Paper No. 17-3
Presentation Time: 11:00 AM
SIMULATING MARINE AND GROUNDWATER INUNDATION ON A BARRIER ISLAND SETTING UNDER CHANGING SEA-LEVEL RISE SCENARIOS
Numerical modeling and geospatial techniques were used to assess the extent of groundwater and marine inundation on Bogue Banks barrier island (North Carolina) in response to future sea-level rise scenarios (0.2-1.4 m). Hydrogeologic data and groundwater levels collected from 29 wells across the island were used to build and calibrate a numerical model of the surficial aquifer on the island. The calibrated model was used to simulate the impact of sea-level rise on the water table under steady-state conditions. Geospatial techniques were then used to estimate the proportion of land lost to groundwater and/or marine inundation under the projected sea-level scenarios.
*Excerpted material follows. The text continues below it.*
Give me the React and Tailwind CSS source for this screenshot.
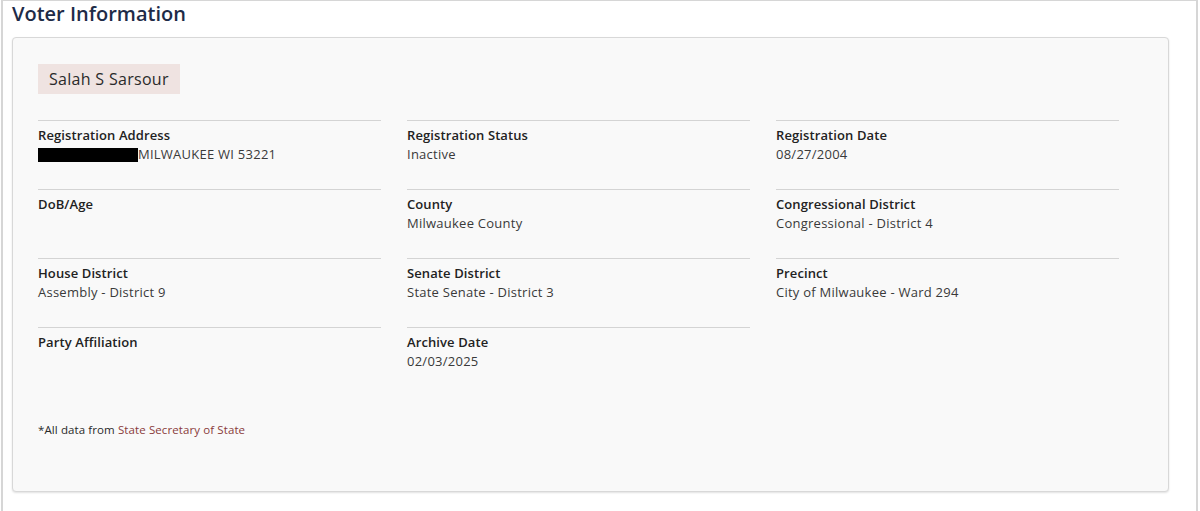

Results reveal that marine and groundwater inundation would have comparable impacts, with between 7 and 22% of the land being lost to water under sea-level rise scenarios of ≤1.2 m. At extreme sea-level rise scenarios (1.4 m), the effects of groundwater inundation were far much greater than those of marine inundation (with land losses of 28% for marine inundation and 40% for groundwater inundation). As a consequence, groundwater inundation may therefore play an important role in management issues related to how climate change and sea-level rise may impact water resources in coastal communities.